Bruce Wills, who heads the lobby group's meat and fibre division, agrees the stance is purely pragmatic. But it is also necessary, he insists, if farming is to have a future. A former banker and valuer, he notes that debt has more than doubled in the agricultural sector over the past seven years to around $47 billion.

Wills agrees the Chinese seem to be taking a long-term view of the value of New Zealand farmland, given their concerns about feeding their own population. Although Fonterra is doing its best to capitalise on the same trend, most Kiwi farmers simply can't afford to take a similar long-term view, he says.

While a few dairy farmers are indeed creaming it, most are still deeply mired in debt, says Wills. And the only way that debt will be repaid is if the milk payout stays at record levels for another few years yet, or through large injections of fresh capital.

"Where's that fresh capital going to come from? It's not coming in great speed from existing farmers because we're still a bit cagey about what we've been through, and we're not sure what's around the corner. A bit of stuff is coming out of the cities... but the big dollops are from those countries with the cash and the real drive to secure some more food assets."

As we have all learned in the wake of the global financial crisis, the bottom line is that far too many Kiwis - in the country and the cities - have borrowed far too much money and few are in any position to borrow any more.

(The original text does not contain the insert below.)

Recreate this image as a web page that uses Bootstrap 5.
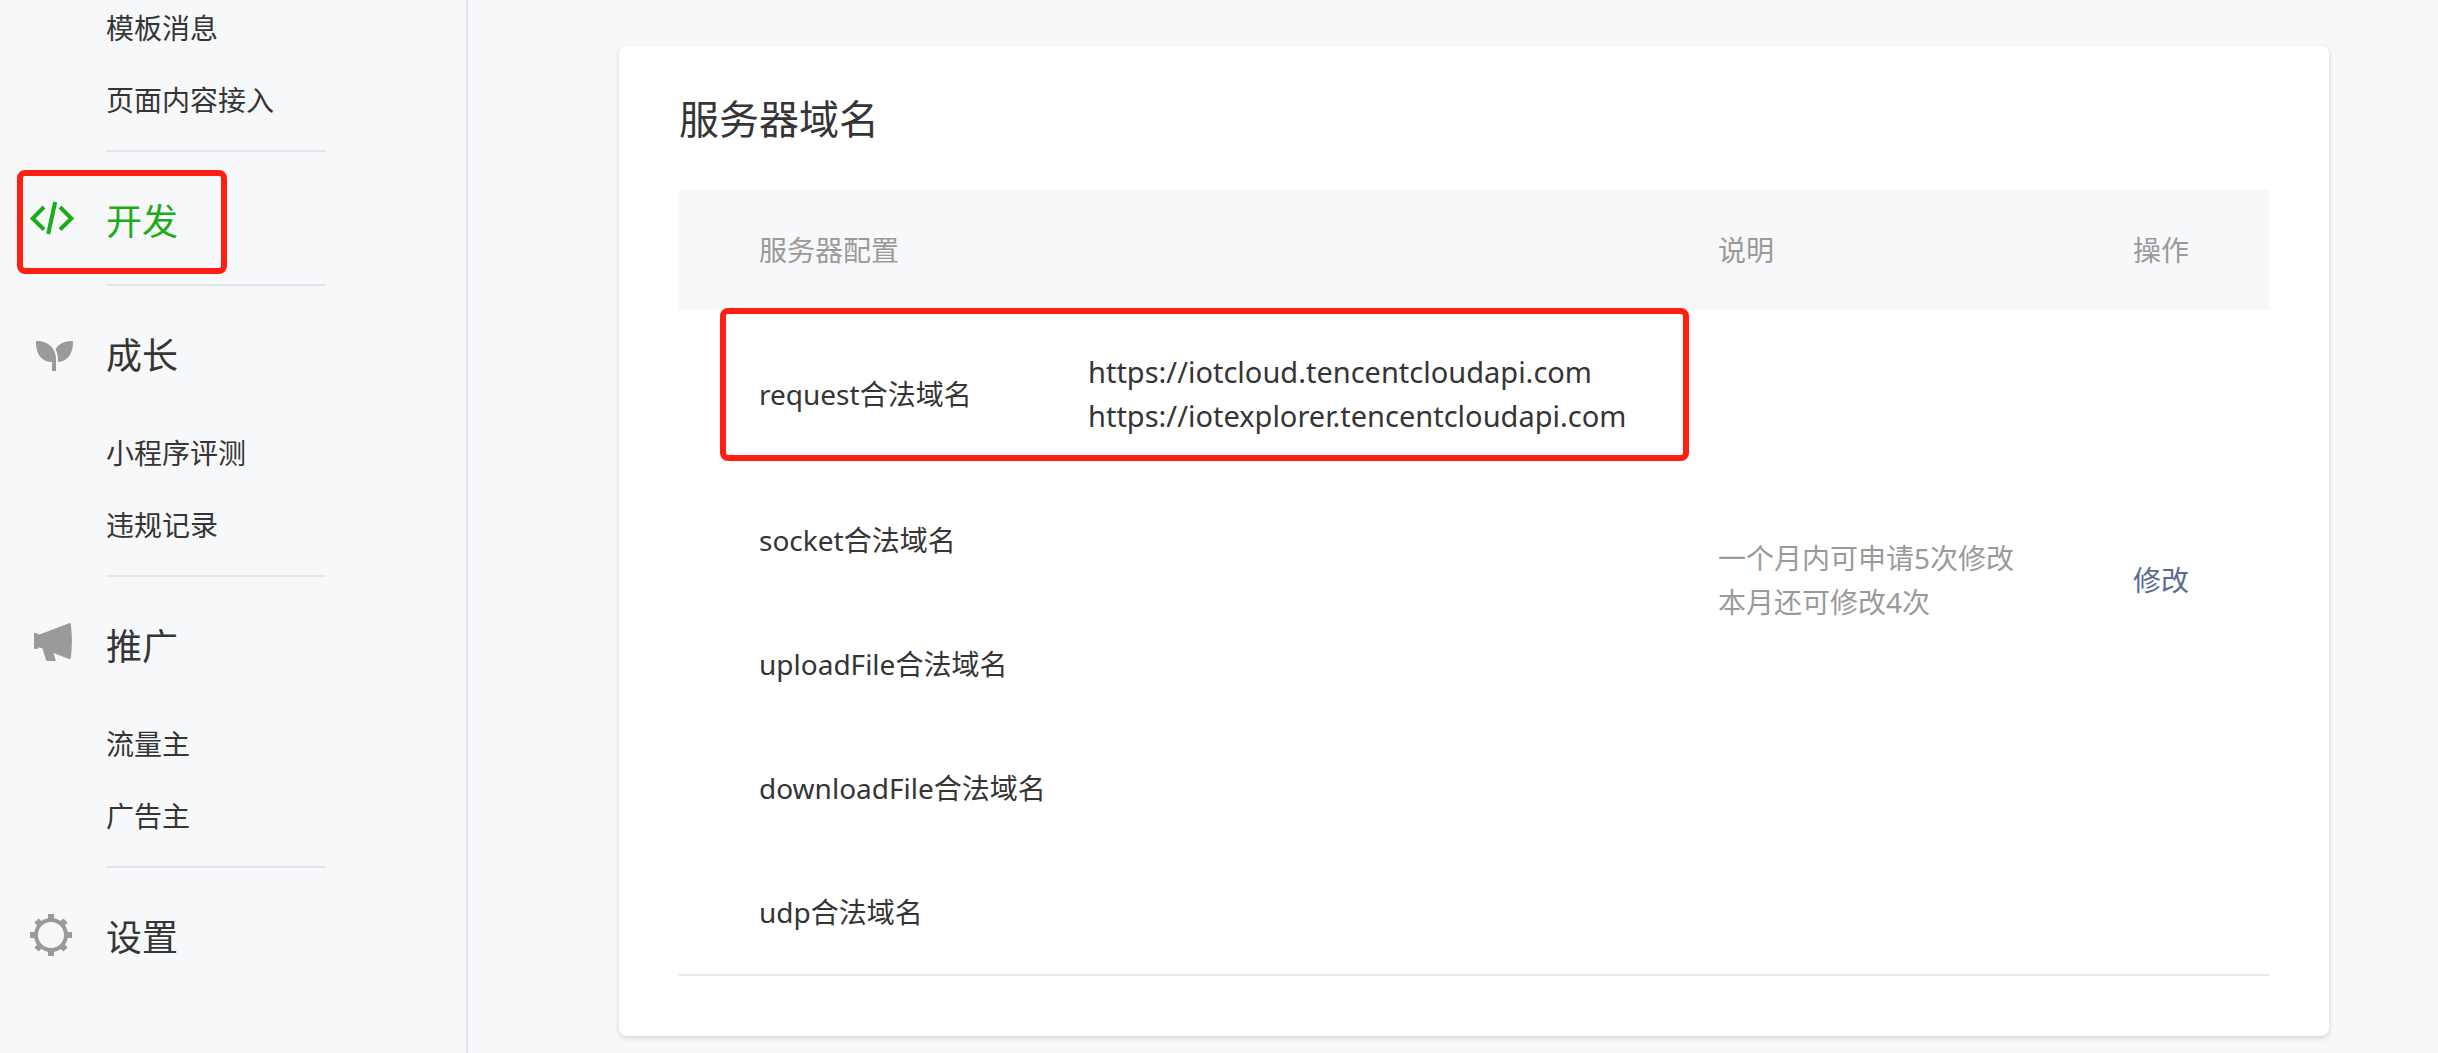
<!DOCTYPE html>
<html lang="zh-CN">
<head>
<meta charset="utf-8">
<meta name="viewport" content="width=device-width, initial-scale=1">
<title>服务器域名</title>
<link href="https://cdn.jsdelivr.net/npm/bootstrap@5.3.0/dist/css/bootstrap.min.css" rel="stylesheet">
<style>
  body {
    background: #f7f8fa;
    color: #353535;
    font-family: "Noto Sans", "Noto Sans CJK SC", sans-serif;
    font-size: 28px;
    line-height: 44px;
  }
  .side-nav { width: 468px; border-right: 2px solid #e4e5e8; }
  .side-nav a { color: inherit; text-decoration: none; }
  .nav-group + .nav-group::before {
    content: ""; display: block; height: 2px; width: 220px;
    margin-left: 106px; background: #e4e5e8;
  }
  .group-title { height: 132px; padding-left: 28px; gap: 30px; font-size: 36px; color: #353535; }
  .group-title a { padding-top: 8px; }
  .group-title svg { width: 48px; height: 48px; color: #9a9a9a; }
  .group-title.current a, .group-title.current svg { color: #1aad19; }
  .group-links { padding: 13px 0 28px 106px; gap: 28px; margin: 0; }
  .nav-group:first-child .group-links { padding-top: 6px; }
  .callout-frame {
    position: absolute; border: 6px solid #ff1f12; border-radius: 8px; pointer-events: none;
  }
  .current .callout-frame { left: 17px; top: 18px; width: 210px; height: 104px; }
  .content-area { padding: 46px 109px 17px 151px; }
  .panel-box {
    border: 0; border-radius: 8px; padding: 45px 60px 60px;
    box-shadow: 0 2px 5px rgba(0, 0, 0, .15);
  }
  .panel-title { font-size: 40px; line-height: 56px; font-weight: 400; margin: 0 0 43px; }
  .domain-table { table-layout: fixed; color: inherit; border-bottom: 2px solid #e7e7eb; margin: 0; }
  .domain-table > :not(caption) > * > * { border: 0; padding: 40px 0; background: none; vertical-align: middle; color: inherit; box-shadow: none; }
  .domain-table > thead > tr > th { background: #f7f8fa; color: #9a9a9a; font-weight: 400; padding: 38px 0; }
  .domain-table > :not(caption) > tr > .name-cell { padding-left: 80px; font-weight: 400; }
  .domain-table > tbody > tr > .note-cell { color: #9a9a9a; }
  .url-cell { font-size: 29px; }
  .col-name { width: 409px; }
  .col-note { width: 415px; }
  .col-act { width: 136px; }
  .edit-link { color: #576b95; text-decoration: none; }
  .marked-row .callout-frame { left: 41px; right: 580px; top: -2px; bottom: 17px; }
</style>
</head>
<body>
<div class="d-flex min-vh-100">
  <nav class="side-nav flex-shrink-0">
    <section class="nav-group">
      <ul class="group-links list-unstyled d-flex flex-column">
        <li><a href="#">模板消息</a></li>
        <li><a href="#">页面内容接入</a></li>
      </ul>
    </section>
    <section class="nav-group">
      <div class="group-title current position-relative d-flex align-items-center">
        <svg viewBox="0 0 48 48" fill="none" stroke="currentColor" stroke-width="4" aria-hidden="true"><path d="M16 13 4.600 24.500 16 35.500M32 13 43.400 24.500 32 35.500M27.200 8 20.200 40"/></svg>
        <a href="#">开发</a>
        <span class="callout-frame"></span>
      </div>
    </section>
    <section class="nav-group">
      <div class="group-title d-flex align-items-center">
        <svg viewBox="0 0 48 48" fill="currentColor" aria-hidden="true"><path d="M8 13C19 12.500 28 19.500 28 31V43H24V34C13.500 34 7.500 26 8 13ZM45 13C45.500 24 40.500 33.500 30 34C30.200 29.500 29.500 25 27.500 21C31 15.500 37 12.700 45 13Z"/></svg>
        <a href="#">成长</a>
      </div>
      <ul class="group-links list-unstyled d-flex flex-column">
        <li><a href="#">小程序评测</a></li>
        <li><a href="#">违规记录</a></li>
      </ul>
    </section>
    <section class="nav-group">
      <div class="group-title d-flex align-items-center">
        <svg viewBox="0 0 48 48" fill="currentColor" aria-hidden="true"><path d="M6 15Q6 14 7 14H9Q10 16 11.500 15.500L41 4.200Q42.500 3.500 42.800 5Q45 22 42.800 39Q42.500 40.500 41 40L25.500 34 27.500 40.500Q28 42 26.500 42H19.500Q18.500 42 18 41L14.500 29.500 11.500 28.500Q10 28 9 30H7Q6 30 6 29Z"/></svg>
        <a href="#">推广</a>
      </div>
      <ul class="group-links list-unstyled d-flex flex-column">
        <li><a href="#">流量主</a></li>
        <li><a href="#">广告主</a></li>
      </ul>
    </section>
    <section class="nav-group">
      <div class="group-title d-flex align-items-center">
        <svg viewBox="0 0 48 48" fill="none" stroke="currentColor" aria-hidden="true">
          <circle cx="23" cy="25" r="15" stroke-width="4"/>
          <path stroke-width="6" d="M23 4V9M23 41V46M2 25H7M39 25H44M8.500 10.500 12 14M34 36 37.500 39.500M8.500 39.500 12 36M34 14 37.500 10.500"/>
        </svg>
        <a href="#">设置</a>
      </div>
    </section>
  </nav>

  <main class="content-area flex-grow-1">
    <div class="card panel-box">
      <h1 class="panel-title">服务器域名</h1>
      <table class="table domain-table">
        <colgroup><col class="col-name"><col><col class="col-note"><col class="col-act"></colgroup>
        <thead>
          <tr><th class="name-cell" colspan="2" scope="col">服务器配置</th><th scope="col">说明</th><th scope="col">操作</th></tr>
        </thead>
        <tbody>
          <tr class="marked-row position-relative">
            <th class="name-cell" scope="row">request合法域名<span class="callout-frame"></span></th>
            <td class="url-cell">https://iotcloud.tencentcloudapi.com<br>https://iotexplorer.tencentcloudapi.com</td>
            <td class="note-cell" rowspan="4">一个月内可申请5次修改<br>本月还可修改4次</td>
            <td rowspan="4"><a class="edit-link" href="#">修改</a></td>
          </tr>
          <tr><th class="name-cell" scope="row">socket合法域名</th><td></td></tr>
          <tr><th class="name-cell" scope="row">uploadFile合法域名</th><td></td></tr>
          <tr><th class="name-cell" scope="row">downloadFile合法域名</th><td></td></tr>
          <tr><th class="name-cell" scope="row">udp合法域名</th><td></td><td></td><td></td></tr>
        </tbody>
      </table>
    </div>
  </main>
</div>
<script src="https://cdn.jsdelivr.net/npm/bootstrap@5.3.0/dist/js/bootstrap.bundle.min.js"></script>
</body>
</html>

"Sure, we've got to be careful of not losing too many of our assets offshore where we do have a competitive advantage, but we also have to recognise that we do need outside capital. We are over-indebted. We've seen what's happened to our forestry assets and our banking assets and we all look back in hindsight and say: 'What a shame we all let that go'. But basically it's our own fault. Whether we're going to learn this time, I just don't know."